Shopping at a market also requires time and patience, both in short supply when everyone is either too busy or thinks they are. It may involve a visit to four or five separate stalls. There may be a queue, in which case you call out ¿quién es el último? (“who’s last?”) to find out where you stand. If you’re in a rush, forget it. If the person ahead of you has asked the fishmonger to fillet 25 sardines, she’ll do it without complaint and you’ll just have to wait.
Then there’s the chat. Somewhere in the Spanish constitution there’s a clause which says that, even if there are 50 people behind you in the queue, you have an inalienable right to hold forth about your children, your ailments or whether onion really has a place in a tortilla de patatas. The upside is that, when it’s your turn, you get to do the same, knowing that no one behind would think of complaining.
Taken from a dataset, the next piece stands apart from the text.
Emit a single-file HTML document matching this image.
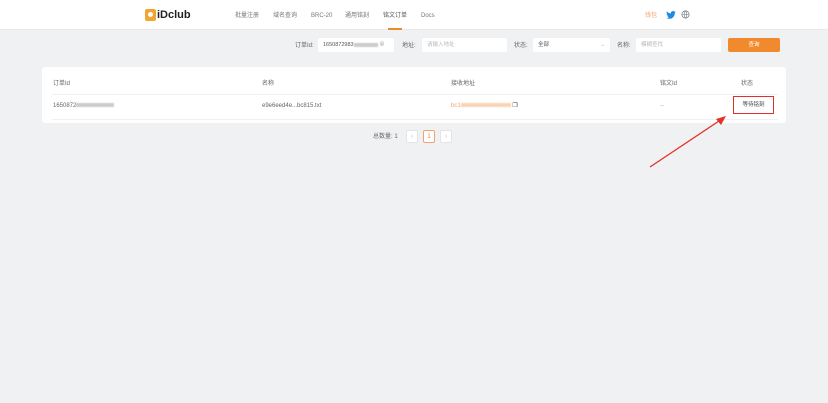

Indeed, if the markets close down, the biggest loss will be this social nexus, a place where buying and selling is a human and not a merely transactional exchange. We will also lose the knowledge and skills of the stallholders – just try filleting a sardine with a knife that’s bigger than your head – along with the quality control that comes from being in a supply chain built on trust and personal contact.
Even in big cities, markets preserve something of the cosiness of village life. Once, when I discovered I’d come out without my wallet, my butcher, the same one I’ve been using for 20 years, said: “Don’t worry about it, pay me next time,” then handed me a €50 note so I could do the rest of my shopping.
Try getting that kind of service at your local superstore.